Work continues on a new briefing room in late February at the Lincoln Police Department's new Northeast Team station, 5201 R St. The station opened to the public Friday. The station replaces one at 4843 Huntington Ave.
Lincoln's 911 dispatch center, which the city shares with Lancaster County, will also move into the new building, when work on the western half of the building is finished and the electrical panel the city has been waiting on arrives.
Jackson said the city's decision to combine the Northeast Station and dispatch center into one project was an act of "good stewardship" from city leaders.
The building cost the city $7 million to purchase and renovate — but ultimately cost city taxpayers a fraction of that, Jackson said.

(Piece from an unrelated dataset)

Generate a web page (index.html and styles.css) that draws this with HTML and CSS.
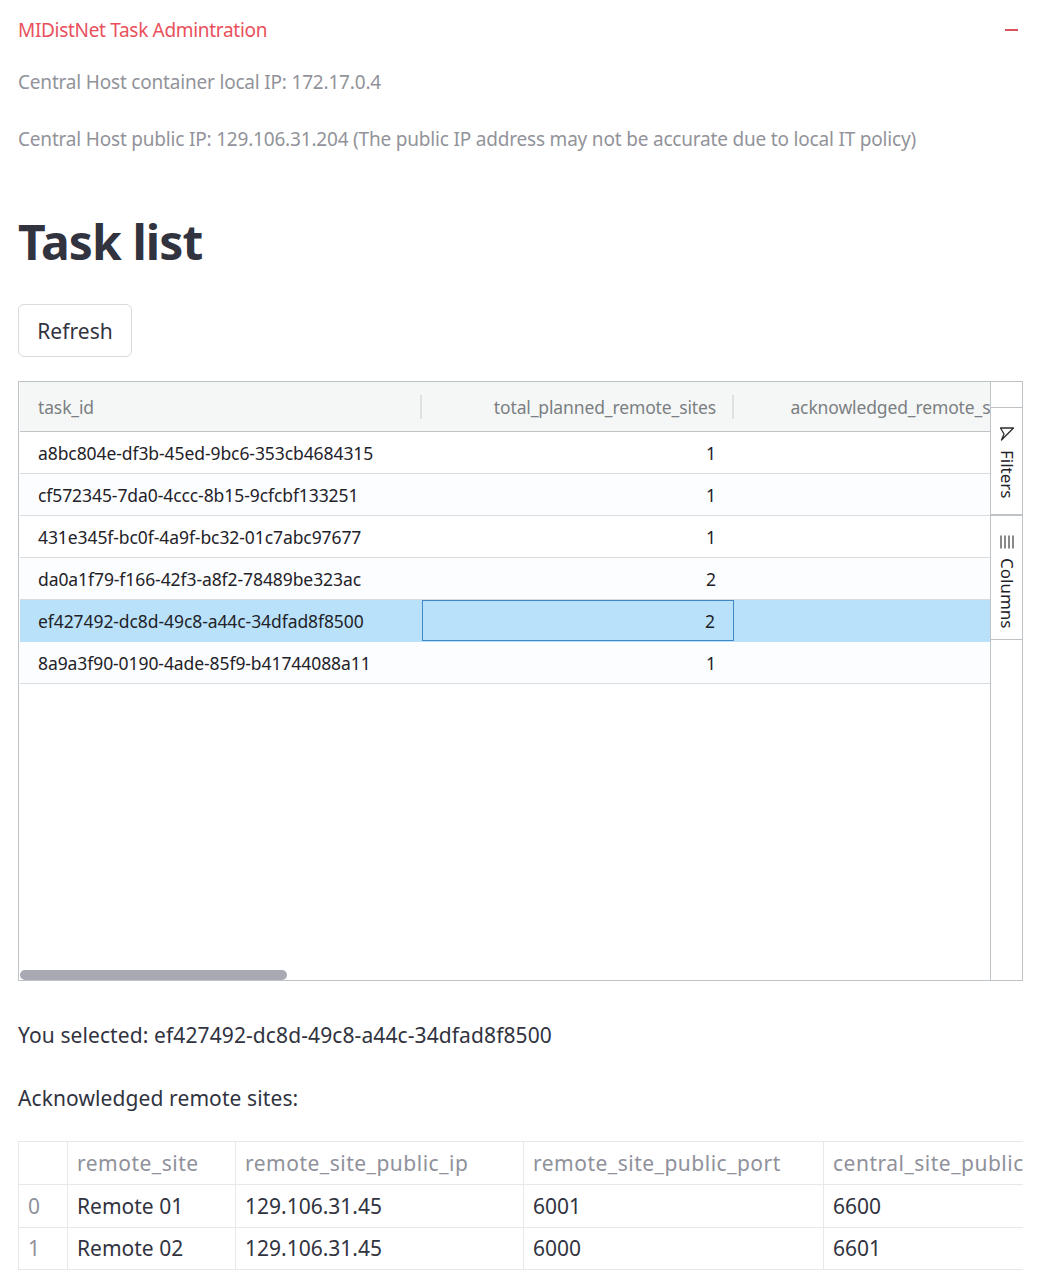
FILE: index.html
```html
<!DOCTYPE html>
<html lang="en">
<head>
<meta charset="utf-8">
<title>MIDistNet Task Admintration</title>
<link rel="stylesheet" href="styles.css">
</head>
<body>
<main class="page">
  <section class="expander">
    <div class="expander-head">
      <span>MIDistNet Task Admintration</span>
      <span class="minus"></span>
    </div>
    <p class="info info-first">Central Host container local IP: 172.17.0.4</p>
    <p class="info info-second">Central Host public IP: 129.106.31.204 (The public IP address may not be accurate due to local IT policy)</p>
  </section>

  <h1 class="title">Task list</h1>
  <button class="refresh" type="button">Refresh</button>

  <section class="grid">
    <div class="grid-main">
      <div class="grid-head">
        <div class="hcell c1">task_id</div>
        <div class="hcell c2 num">total_planned_remote_sites</div>
        <div class="hcell c3 num">acknowledged_remote_sites</div>
      </div>
      <div class="grid-body">
        <div class="row"><div class="cell c1">a8bc804e-df3b-45ed-9bc6-353cb4684315</div><div class="cell c2 num">1</div></div>
        <div class="row alt"><div class="cell c1">cf572345-7da0-4ccc-8b15-9cfcbf133251</div><div class="cell c2 num">1</div></div>
        <div class="row"><div class="cell c1">431e345f-bc0f-4a9f-bc32-01c7abc97677</div><div class="cell c2 num">1</div></div>
        <div class="row alt"><div class="cell c1">da0a1f79-f166-42f3-a8f2-78489be323ac</div><div class="cell c2 num">2</div></div>
        <div class="row selected"><div class="cell c1">ef427492-dc8d-49c8-a44c-34dfad8f8500</div><div class="cell c2 num focus">2</div></div>
        <div class="row alt"><div class="cell c1">8a9a3f90-0190-4ade-85f9-b41744088a11</div><div class="cell c2 num">1</div></div>
      </div>
      <div class="hscroll"><div class="hthumb"></div></div>
    </div>
    <aside class="side">
      <div class="side-top"></div>
      <div class="tab tab-filters">
        <svg class="tab-icon" width="16" height="16" viewBox="0 0 16 16"><path d="M1.5 2 H14.5 L2.5 14 L5 8 Z" fill="none" stroke="#2b2b2b" stroke-width="1.3" stroke-linejoin="round"/></svg>
        <span class="tab-label">Filters</span>
      </div>
      <div class="tab tab-columns">
        <svg class="tab-icon" width="16" height="16" viewBox="0 0 16 16"><path d="M2 1.5v13M6 1.5v13M10 1.5v13M14 1.5v13" fill="none" stroke="#2b2b2b" stroke-width="1.1"/></svg>
        <span class="tab-label">Columns</span>
      </div>
    </aside>
  </section>

  <p class="text selected-text">You selected: ef427492-dc8d-49c8-a44c-34dfad8f8500</p>
  <p class="text ack-text">Acknowledged remote sites:</p>

  <div class="table-wrap">
    <table class="sites">
      <colgroup><col class="w0"><col class="w1"><col class="w2"><col class="w3"><col class="w4"></colgroup>
      <thead>
        <tr><th></th><th>remote_site</th><th>remote_site_public_ip</th><th>remote_site_public_port</th><th>central_site_public_port</th></tr>
      </thead>
      <tbody>
        <tr><th>0</th><td>Remote 01</td><td>129.106.31.45</td><td>6001</td><td>6600</td></tr>
        <tr><th>1</th><td>Remote 02</td><td>129.106.31.45</td><td>6000</td><td>6601</td></tr>
      </tbody>
    </table>
  </div>
</main>
</body>
</html>
```
FILE: styles.css
```css
* { box-sizing: border-box; }
html, body { margin: 0; padding: 0; background: #fff; }
body { font-family: "Noto Sans", "Open Sans", sans-serif; color: #31333f; overflow: hidden; }
.page { width: 1040px; height: 1286px; padding: 0 17px 0 18px; overflow: hidden; }

.expander-head { display: flex; justify-content: space-between; align-items: center; height: 60px; padding-right: 5px; font-size: 19px; letter-spacing: -0.31px; color: #e9505c; }
.minus { width: 13px; height: 2px; background: #d9535c; }
.info { margin: 0; font-size: 19px; letter-spacing: -0.19px; color: #92939a; line-height: 26px; white-space: nowrap; }
.info-first { padding-top: 9px; }
.info-second { padding-top: 31px; }

.title { margin: 0; padding-top: 56px; font-size: 48px; line-height: 68px; font-weight: 700; letter-spacing: -0.9px; color: #31333f; }

.refresh { display: block; margin-top: 28px; width: 114px; height: 53px; padding: 0; background: #fff; border: 1px solid #d9dbe0; border-radius: 6px; font: inherit; font-size: 21px; letter-spacing: 0.05px; color: #31333f; }

.grid { display: flex; margin-top: 24px; height: 600px; border: 1px solid #bdc3c7; }
.grid-main { position: relative; width: 971px; padding-left: 1px; overflow: hidden; }
.grid-head { display: flex; height: 50px; background: #f5f7f7; border-bottom: 1px solid #bdc3c7; color: #7b7f82; font-size: 17.5px; letter-spacing: -0.13px; }
.hcell { position: relative; display: flex; align-items: center; padding: 0 18px 0 18px; flex: none; white-space: nowrap; }
.hcell.c1::after, .hcell.c2::after { content: ""; position: absolute; right: 0; top: 13px; width: 2px; height: 24px; background: #dde1e2; }
.c1 { width: 402px; }
.c2 { width: 312px; }
.c3 { width: 303px; }
.num { justify-content: flex-end; }
.grid-body { font-size: 17.5px; letter-spacing: -0.08px; color: #1f2229; }
.row { display: flex; height: 42px; border-bottom: 1px solid #d9dcde; }
.row.alt { background: #fcfdfe; }
.row.selected { background: #b9e2fa; border-bottom-color: #b9e2fa; }
.cell { display: flex; align-items: center; padding: 0 18px; flex: none; white-space: nowrap; }
.cell.focus { border: 1px solid #3f8ac6; padding: 0 18px 0 17px; }

.hscroll { position: absolute; left: 1px; right: 0; bottom: 0; height: 10px; }
.hthumb { width: 267px; height: 10px; border-radius: 5px; background: #a9a9b4; }

.side { width: 32px; border-left: 1px solid #bdc3c7; display: flex; flex-direction: column; }
.side-top { height: 26px; border-bottom: 1px solid #bdc3c7; }
.tab { display: flex; flex-direction: column; align-items: center; color: #1f2229; font-size: 17px; padding-top: 18px; gap: 8px; }
.tab-filters { height: 108px; border-bottom: 2px solid #bdc3c7; }
.tab-columns { height: 124px; border-bottom: 1px solid #bdc3c7; }
.tab-label { writing-mode: vertical-rl; line-height: 16px; }

.text { margin: 0; font-size: 21px; letter-spacing: 0.1px; line-height: 28px; color: #31333f; white-space: nowrap; }
.selected-text { padding-top: 40px; }
.ack-text { padding-top: 35px; }

.table-wrap { margin-top: 29px; width: 1005px; overflow: hidden; }
.sites { border-collapse: collapse; table-layout: fixed; width: 1205px; font-size: 21px; letter-spacing: 0; }
.w0 { width: 49px; } .w1 { width: 168px; } .w2 { width: 288px; } .w3 { width: 300px; } .w4 { width: 400px; }
.sites th, .sites td { border: 1px solid #e6e8ec; text-align: left; font-weight: 400; padding: 0 0 0 9px; white-space: nowrap; overflow: hidden; }
.sites thead th { height: 43px; color: #8f919b; letter-spacing: 0.5px; }
.sites tbody th { color: #8f919b; }
.sites tbody tr { height: 42.5px; }
.sites td { color: #31333f; }
```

The city paid for the station with $4.5 million in federal CARES Act funds and a combined $2.5 million of asset forfeiture funds and money re-appropriated from elsewhere in the department's annual budget.
When the Northeast Team moved into the University Place station in 2006, the City Council signed a 15-year lease with the Kinport Corporation, which owns the building. It cost the city $184,800 in the initial year and the rate was adjusted annually based on changes to the consumer price index, according to the lease agreement.
The city extended its lease an extra year in September 2021, paying $20,101 per month through the end of August 2022, when the city signed a final, five-month extension with Kinport. The city paid $20,101 to lease the building in September and $21,000 per month for the last four months of the lease.